Comment donc créer de la participation réelle, respectueuse et aussi silencieuse que possible?
Deux solutions s’ouvrent:
- pouvoir inclure la participation dans les activités à réaliser en classe: au lieu de dérouler un powerpoint, l’enseignant mise sur la capacité de l’élève à apporter des documents, trouver une vidéo, exprimer une idée. Il faut alors que l’enseignant dispose du moyen de partager la production de l’élève avec toute la classe.
- pouvoir “voir” les écrans des élèves en direct et intervenir tout de suite en cas de besoin pour ceux d’entre eux qui en ont besoin, quitte à les contacter ensuite personnellement par téléphone par exemple;
Dans la classe à distance, une fonction d’écrans partagés permettrait à l’enseignant de voir les écrans de tous les élèves (lui ou elle seule les verrait), d’interagir avec chaque élève depuis leur écran en toute discrétion, en toute “intimité”.
Autre possibilité innovante, le travail de groupe!
Le travail coopératif ou collaboratif – le travail en groupe – est d’abord affaire de tâches partagées, d’accomplir quelque chose ensemble, de résoudre des problèmes en faisant appel à l’intelligence collective.
Ces objectifs sont aussi difficiles ou aussi faciles à atteindre à distance que dans la salle de classes. Il existe des applications simples qui permettent de réunir les élèves, de leur assigner des tâches, de suivre leur travail.

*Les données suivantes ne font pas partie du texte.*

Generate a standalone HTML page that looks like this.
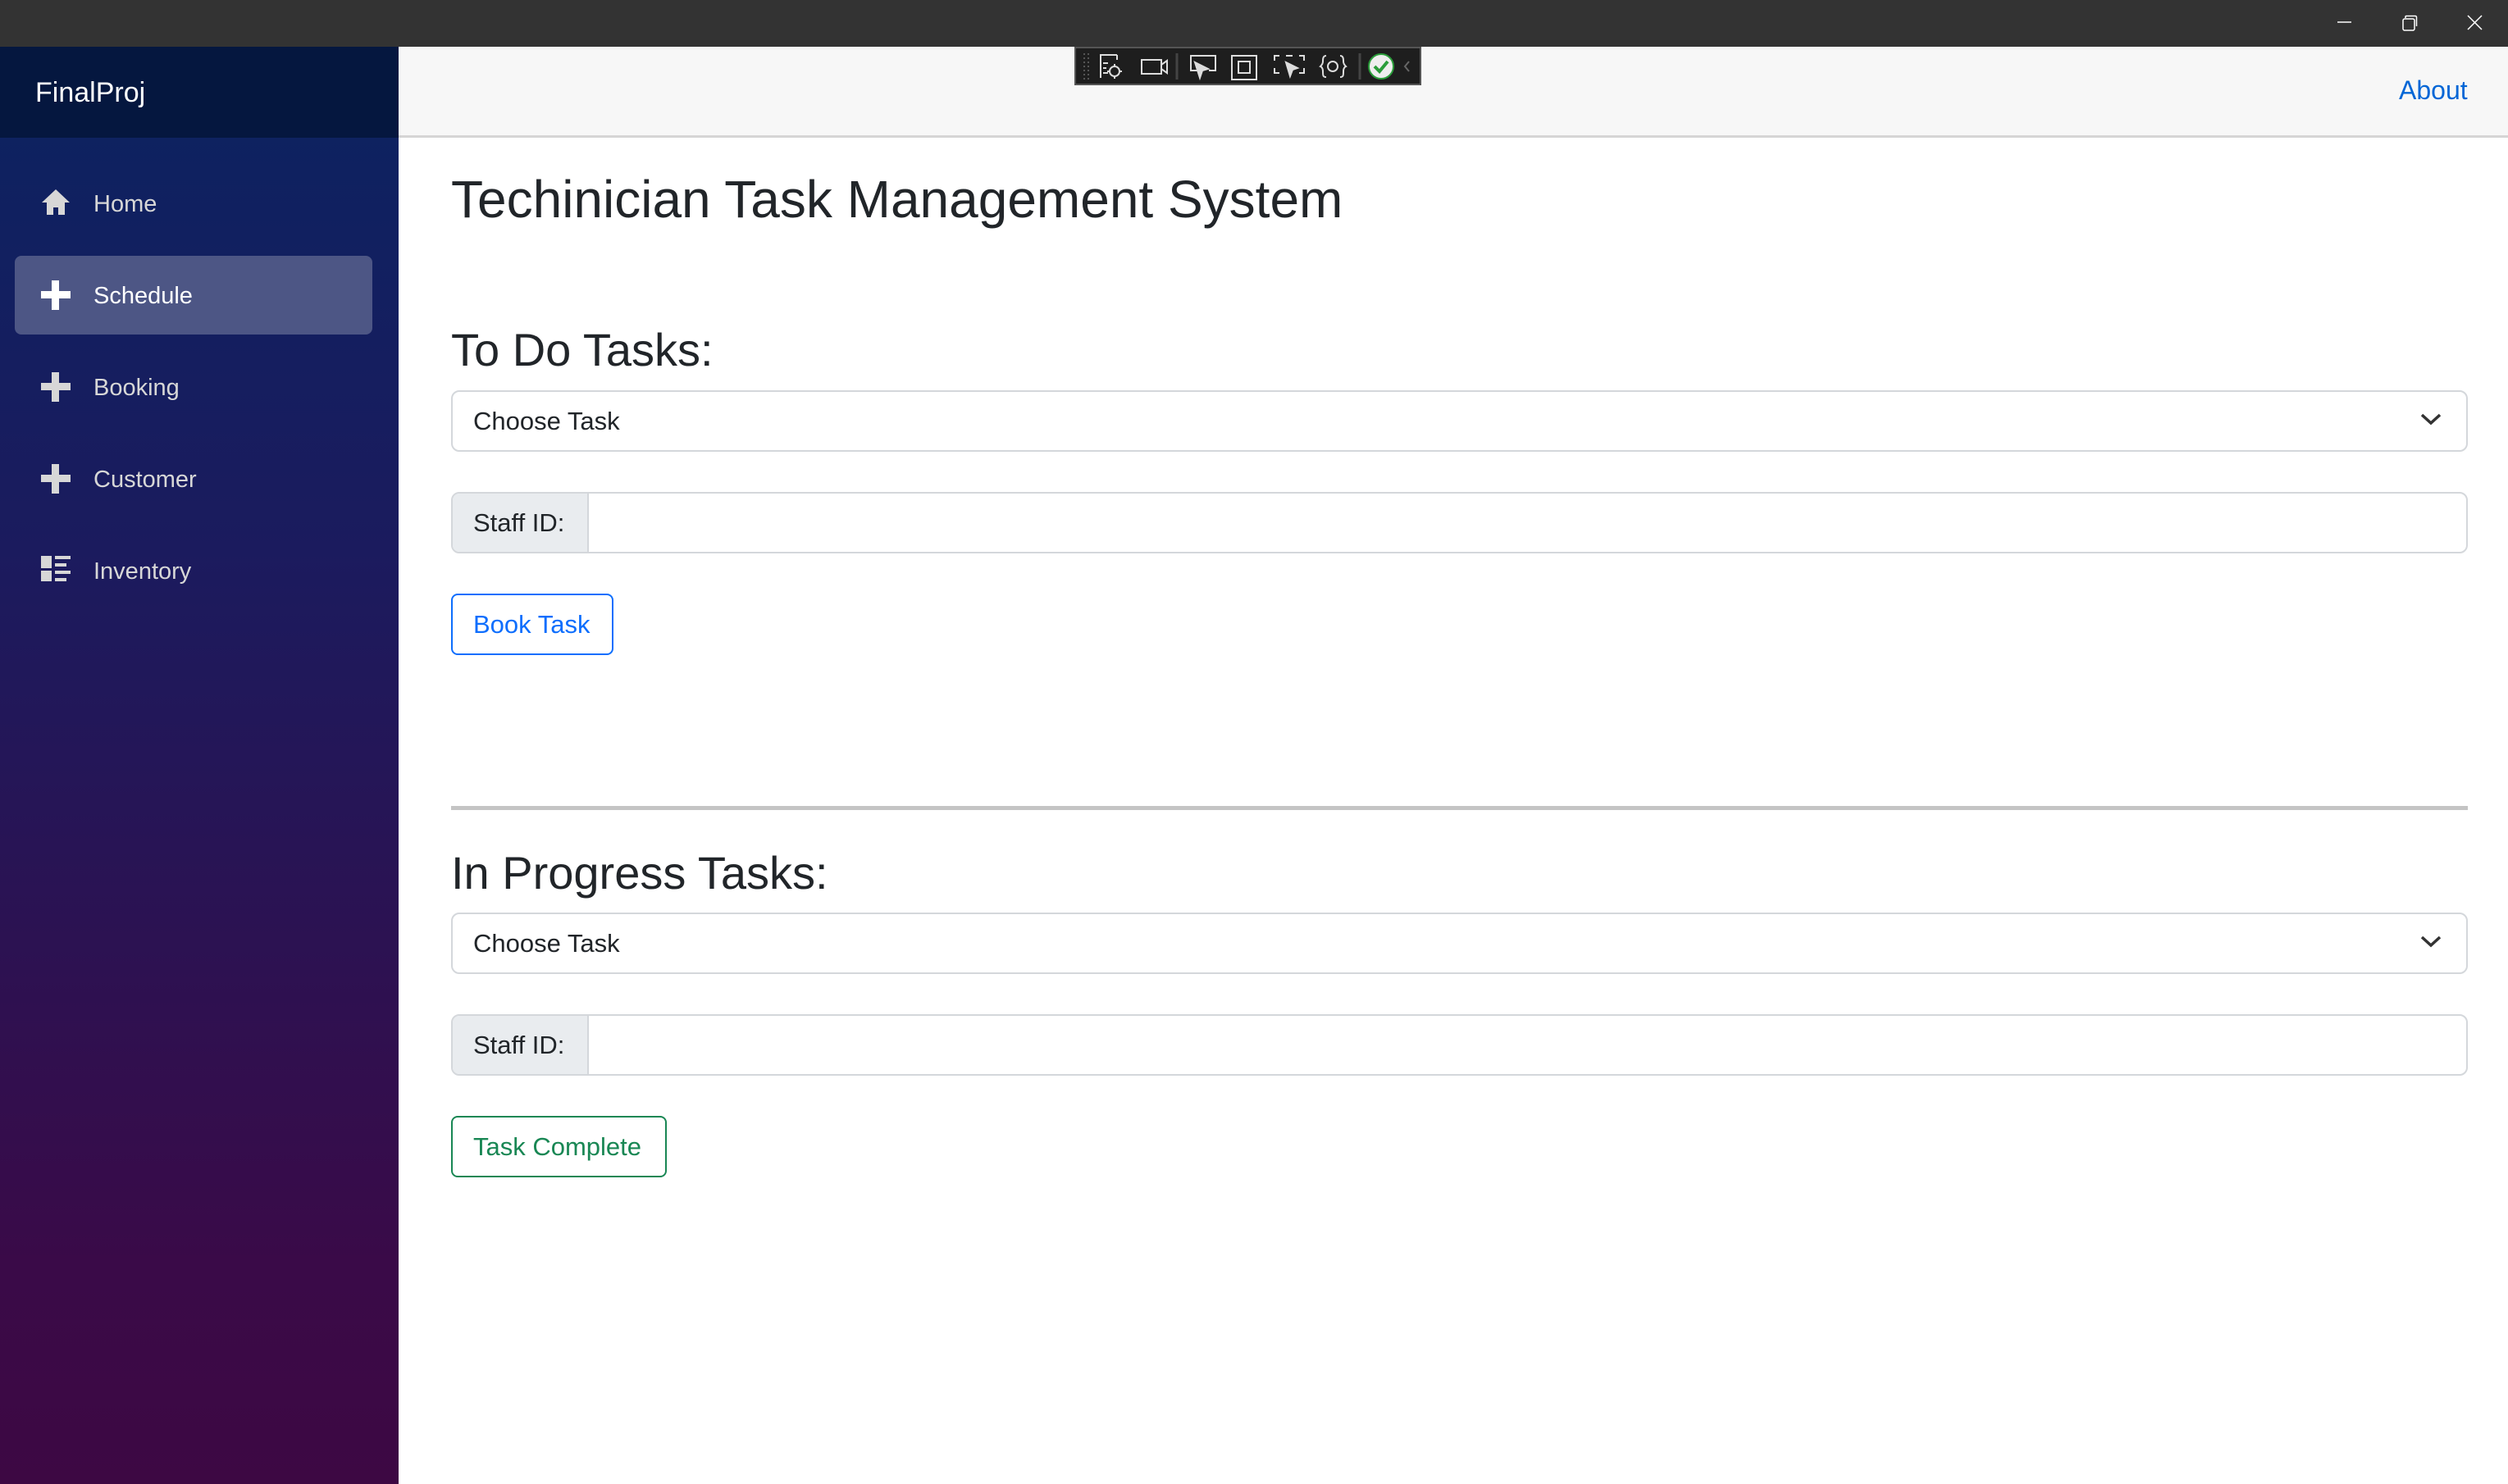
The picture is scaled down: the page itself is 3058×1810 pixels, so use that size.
<!DOCTYPE html>
<html><head><meta charset="utf-8"><style>
*{box-sizing:border-box;margin:0;padding:0}
body{width:3058px;height:1810px;overflow:hidden;font-family:"Liberation Sans",Arial,sans-serif;background:#fff;position:relative;color:#212529}
.abs{position:absolute}
#tb{left:0;top:0;width:3058px;height:57px;background:#333}
#side{left:0;top:57px;width:486px;height:1753px;background:linear-gradient(180deg,#0b2361 0%,#1b1b5e 35%,#3a0a48 85%,#3d0843 100%)}
#brand{left:0;top:57px;width:486px;height:111px;background:#05173f;color:#fff;font-size:34px;padding-left:43px;line-height:113px}
.nav{left:18px;width:436px;height:96px;border-radius:8px;color:#d7d7d7;font-size:29px;line-height:98px;padding-left:96px}
.nav.sel{background:#4d5685;color:#fff}
.nav svg{position:absolute;left:32px;top:30px}
#top{left:486px;top:57px;width:2572px;height:111px;background:#f7f7f7;border-bottom:3px solid #d6d5d5}
#about{left:2925px;top:92px;color:#0366d6;font-size:32px}
h1{position:absolute;left:550px;top:206px;font-weight:normal;font-size:64px}
h2{position:absolute;font-weight:normal;font-size:56px;left:550px}
.sel2{left:550px;width:2459px;height:75px;border:2px solid #d4d7db;border-radius:10px;font-size:31px;line-height:71px;padding-left:25px}
.sel2 svg{position:absolute;right:30px;top:25px}
.ig{left:550px;width:2459px;height:75px;border:2px solid #d4d7db;border-radius:10px;overflow:hidden}
.ig div{position:absolute;left:0;top:0;width:166px;height:100%;background:#e9ecef;border-right:2px solid #d4d7db;font-size:31px;line-height:71px;padding-left:25px}
.btn{left:550px;height:75px;border:2px solid;border-radius:8px;font-size:31px;line-height:71px;padding-left:25px}
#hr{left:550px;top:983px;width:2459px;height:5px;background:#c4c4c4}
#tool{left:1310px;top:57px;width:423px;height:47px;background:#1e1e1e;border:2px solid #555}
</style></head><body>
<div id="tb" class="abs">
<svg class="abs" style="left:2850px;top:18px" width="200" height="22"><line x1="0" y1="9" x2="17" y2="9" stroke="#fff" stroke-width="1.5"/><rect x="80" y="5" width="14" height="14" rx="2" fill="none" stroke="#fff" stroke-width="1.5"/><path d="M83 4v-1.5a1 1 0 0 1 1-1h11a1.5 1.5 0 0 1 1.5 1.5v11" fill="none" stroke="#fff" stroke-width="1.5"/><path d="M159 1l17 17M176 1l-17 17" stroke="#fff" stroke-width="1.5"/></svg>
</div>
<div id="side" class="abs"></div>
<div id="brand" class="abs">FinalProj</div>
<div class="abs nav" style="top:200px"><svg width="36" height="32" viewBox="0 0 36 32"><path d="M18 1L1 17h6v15h8v-9h6v9h8V17h6z" fill="#d7d7d7"/></svg>Home</div>
<div class="abs nav sel" style="top:312px"><svg width="36" height="36"><path d="M13 0h9v13h14v9H22v14h-9V22H0v-9h13z" fill="#fff"/></svg>Schedule</div>
<div class="abs nav" style="top:424px"><svg width="36" height="36"><path d="M13 0h9v13h14v9H22v14h-9V22H0v-9h13z" fill="#d7d7d7"/></svg>Booking</div>
<div class="abs nav" style="top:536px"><svg width="36" height="36"><path d="M13 0h9v13h14v9H22v14h-9V22H0v-9h13z" fill="#d7d7d7"/></svg>Customer</div>
<div class="abs nav" style="top:648px"><svg width="36" height="32"><path d="M0 0h13v15H0zM0 18h13v13H0zM17 0h19v4H17zM17 9h14v4H17zM17 18h19v4H17zM17 27h14v4H17z" fill="#d7d7d7"/></svg>Inventory</div>
<div id="top" class="abs"></div>
<div id="tool" class="abs">
<svg width="419" height="43" viewBox="0 0 419 43" fill="none" stroke="#ddd" stroke-width="2">
<g stroke="#555" stroke-dasharray="2 3"><line x1="10" y1="6" x2="10" y2="38"/><line x1="15" y1="6" x2="15" y2="38"/></g>
<path d="M30 36V8h20M30 8h20M50 8v6"/><path d="M33 18h6M33 24h4M33 30h6"/><circle cx="47" cy="28" r="6"/><path d="M47 19v4M47 33v4M38 28h4M52 28h4"/>
<rect x="80" y="14" width="24" height="17"/><path d="M104 20l7-5v15l-7-5"/>
<line x1="123" y1="6" x2="123" y2="38" stroke="#444" stroke-width="3"/>
<path d="M150 27h-10V9h30v18h-8"/><path d="M145 17l16 8-7 2-3 9z" fill="#ddd"/>
<rect x="190" y="9" width="30" height="29"/><rect x="198" y="16" width="14" height="14"/>
<path d="M242 15V9h6M272 9h6v6M278 24v6h-6M242 24v6h6M256 9h8"/><path d="M256 17l14 7-6 2-3 8z" fill="#ddd"/>
<path d="M305 9c-4 0-4 4-4 7s-3 6-3 6 3 1 3 6 0 7 4 7M322 9c4 0 4 4 4 7s3 6 3 6-3 1-3 6 0 7-4 7"/><circle cx="313" cy="22" r="6"/>
<line x1="346" y1="6" x2="346" y2="38" stroke="#444" stroke-width="3"/>
<circle cx="372" cy="22" r="15" fill="#eee" stroke="#2a9d3a" stroke-width="2"/><path d="M364 22l6 6 10-12" stroke="#2a9d3a" stroke-width="4"/>
<path d="M406 16l-5 6 5 6" stroke="#666"/></svg>
</div>
<div id="about" class="abs">About</div>
<h1>Techinician Task Management System</h1>
<h2 style="top:394px">To Do Tasks:</h2>
<div class="abs sel2" style="top:476px">Choose Task<svg width="26" height="16"><path d="M2 3l11 10 11-10" fill="none" stroke="#333" stroke-width="3.5"/></svg></div>
<div class="abs ig" style="top:600px"><div>Staff ID:</div></div>
<div class="abs btn" style="top:724px;width:198px;color:#0d6efd;border-color:#0d6efd">Book Task</div>
<div id="hr" class="abs"></div>
<h2 style="top:1032px">In Progress Tasks:</h2>
<div class="abs sel2" style="top:1113px">Choose Task<svg width="26" height="16"><path d="M2 3l11 10 11-10" fill="none" stroke="#333" stroke-width="3.5"/></svg></div>
<div class="abs ig" style="top:1237px"><div>Staff ID:</div></div>
<div class="abs btn" style="top:1361px;width:263px;color:#198754;border-color:#198754">Task Complete</div>
</body></html>
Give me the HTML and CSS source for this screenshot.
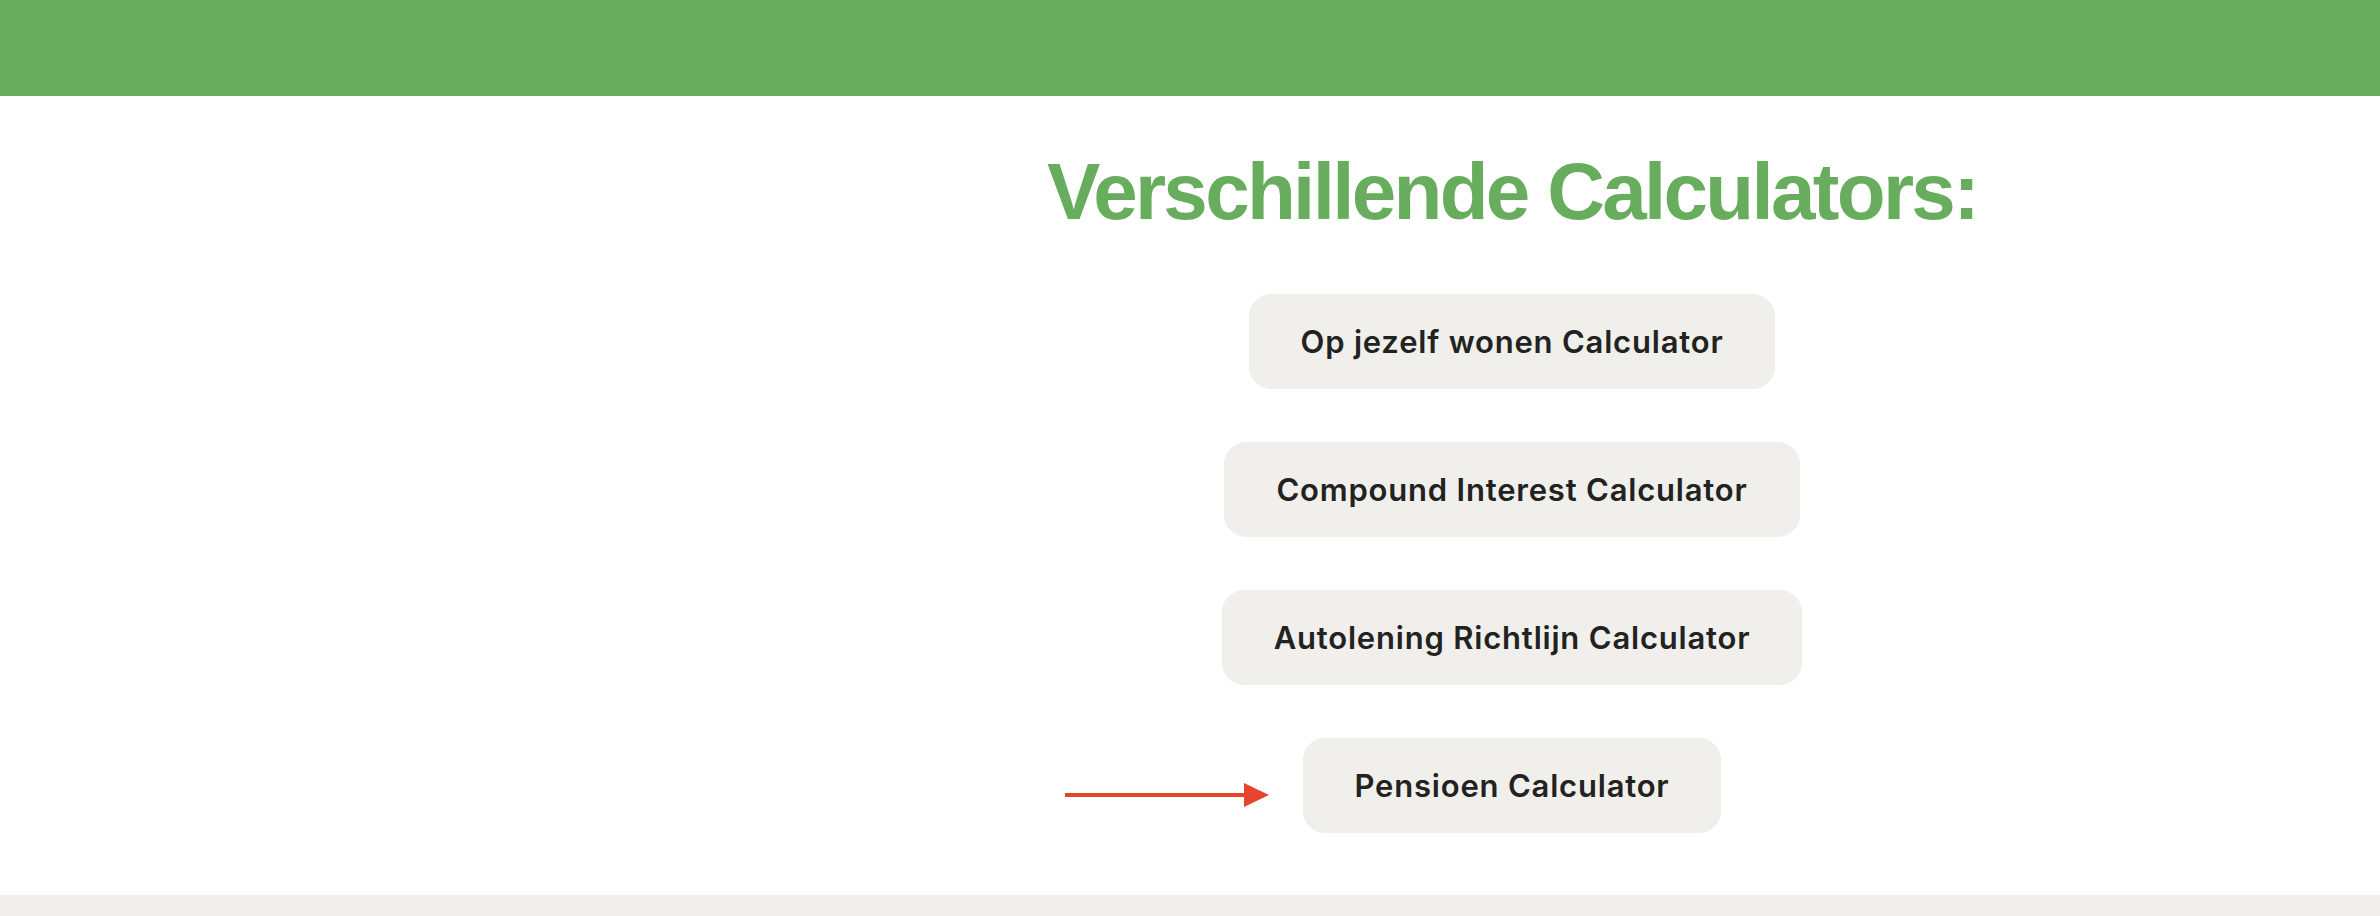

Bref, il existe des outils qui nous font travailler ensemble.
Une leçon d’humilité
On a coutume de mettre sur le compte de la technologie, tous les problèmes de la classe à distance. Les fameux bugs se multiplient, l’écran se noircit brutalement, la page perd sa configuration sur l’écran, ce qui marche sur un ordinateur ne marche pas sur une tablette, la connexion s’interrompt…
Et alors? Qui a dit que la technologie se substituait à l’enseignant ?
Tous les problèmes liés à la technologie ont des solutions. La classe à distance est d’abord une belle leçon d’humilité tant pour les enseignants que pour ceux qui se sont vus trop vite comme les magiciens du numérique.